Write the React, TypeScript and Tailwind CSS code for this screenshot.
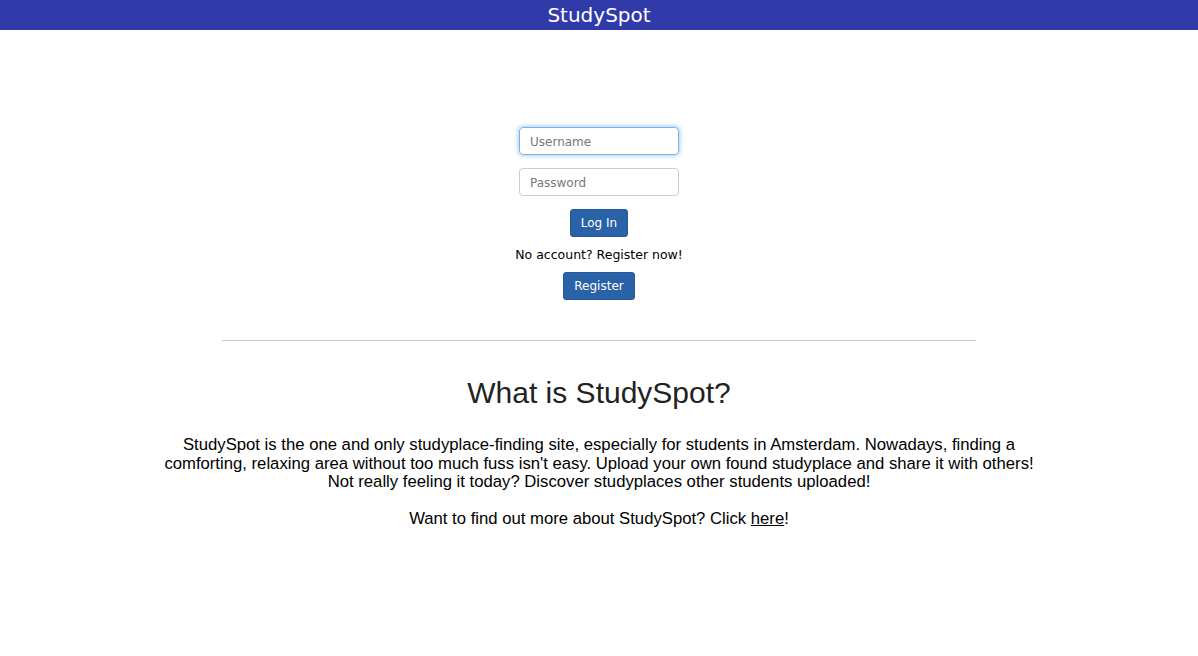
import { useEffect, useRef } from "react";

export default function App() {
  const userRef = useRef<HTMLInputElement>(null);

  useEffect(() => {
    userRef.current?.focus();
  }, []);

  return (
    <div className="min-h-screen bg-white">
      {/* Header */}
      <header className="h-[30px] bg-[#303aa8] flex items-center justify-center">
        <h1 className="text-white text-[20px] leading-none font-['DejaVu_Sans',Verdana,sans-serif]">StudySpot</h1>
      </header>

      {/* Login form */}
      <section className="flex flex-col items-center pt-[97px] font-['DejaVu_Sans',Verdana,sans-serif] text-[12.5px]">
        <input
          ref={userRef}
          type="text"
          placeholder="Username"
          className="w-[160px] h-[28px] px-[10px] pt-[2px] rounded-[4px] border border-[#ccc] text-[12px] text-[#333] placeholder:text-[#777] outline-none focus:border-[#7eb3e8] focus:shadow-[0_0_4px_1px_rgba(102,175,233,0.6)]"
        />
        <input
          type="password"
          placeholder="Password"
          className="mt-[13px] w-[160px] h-[28px] px-[10px] pt-[2px] rounded-[4px] border border-[#ccc] text-[12px] text-[#333] placeholder:text-[#777] outline-none focus:border-[#7eb3e8]"
        />
        <button className="mt-[13px] h-[28px] px-[10px] rounded-[3px] bg-[#2a62a8] border border-[#24589a] text-white text-[12px]">
          Log In
        </button>
        <p className="mt-[9px] text-black leading-[18px]">No account? Register now!</p>
        <button className="mt-[8px] h-[28px] px-[10px] rounded-[3px] bg-[#2a62a8] border border-[#24589a] text-white text-[12px]">
          Register
        </button>
      </section>

      <hr className="mt-[40px] mx-auto w-[754px] border-t border-[#c8c8c8]" />

      {/* About */}
      <section className="text-center text-[#222] font-['Liberation_Sans',Arial,sans-serif]">
        <h2 className="mt-[33px] text-[30px] leading-[38px]">What is StudySpot?</h2>
        <div className="mt-[24px] mx-auto max-w-[880px] text-[16.7px] leading-[18.5px] text-black">
          <p>
            StudySpot is the one and only studyplace-finding site, especially for students in Amsterdam. Nowadays, finding a
            comforting, relaxing area without too much fuss isn't easy. Upload your own found studyplace and share it with others!
            Not really feeling it today? Discover studyplaces other students uploaded!
          </p>
          <p className="mt-[18px]">
            Want to find out more about StudySpot? Click <a href="#" className="underline">here</a>!
          </p>
        </div>
      </section>
    </div>
  );
}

**Directions**
Repeat the listing verbatim. Skip the pictures.

**Solution to this problem**
Write the React, TypeScript and Tailwind CSS code for this screenshot.
import { useEffect, useRef } from "react";

export default function App() {
  const userRef = useRef<HTMLInputElement>(null);

  useEffect(() => {
    userRef.current?.focus();
  }, []);

  return (
    <div className="min-h-screen bg-white">
      {/* Header */}
      <header className="h-[30px] bg-[#303aa8] flex items-center justify-center">
        <h1 className="text-white text-[20px] leading-none font-['DejaVu_Sans',Verdana,sans-serif]">StudySpot</h1>
      </header>

      {/* Login form */}
      <section className="flex flex-col items-center pt-[97px] font-['DejaVu_Sans',Verdana,sans-serif] text-[12.5px]">
        <input
          ref={userRef}
          type="text"
          placeholder="Username"
          className="w-[160px] h-[28px] px-[10px] pt-[2px] rounded-[4px] border border-[#ccc] text-[12px] text-[#333] placeholder:text-[#777] outline-none focus:border-[#7eb3e8] focus:shadow-[0_0_4px_1px_rgba(102,175,233,0.6)]"
        />
        <input
          type="password"
          placeholder="Password"
          className="mt-[13px] w-[160px] h-[28px] px-[10px] pt-[2px] rounded-[4px] border border-[#ccc] text-[12px] text-[#333] placeholder:text-[#777] outline-none focus:border-[#7eb3e8]"
        />
        <button className="mt-[13px] h-[28px] px-[10px] rounded-[3px] bg-[#2a62a8] border border-[#24589a] text-white text-[12px]">
          Log In
        </button>
        <p className="mt-[9px] text-black leading-[18px]">No account? Register now!</p>
        <button className="mt-[8px] h-[28px] px-[10px] rounded-[3px] bg-[#2a62a8] border border-[#24589a] text-white text-[12px]">
          Register
        </button>
      </section>

      <hr className="mt-[40px] mx-auto w-[754px] border-t border-[#c8c8c8]" />

      {/* About */}
      <section className="text-center text-[#222] font-['Liberation_Sans',Arial,sans-serif]">
        <h2 className="mt-[33px] text-[30px] leading-[38px]">What is StudySpot?</h2>
        <div className="mt-[24px] mx-auto max-w-[880px] text-[16.7px] leading-[18.5px] text-black">
          <p>
            StudySpot is the one and only studyplace-finding site, especially for students in Amsterdam. Nowadays, finding a
            comforting, relaxing area without too much fuss isn't easy. Upload your own found studyplace and share it with others!
            Not really feeling it today? Discover studyplaces other students uploaded!
          </p>
          <p className="mt-[18px]">
            Want to find out more about StudySpot? Click <a href="#" className="underline">here</a>!
          </p>
        </div>
      </section>
    </div>
  );
}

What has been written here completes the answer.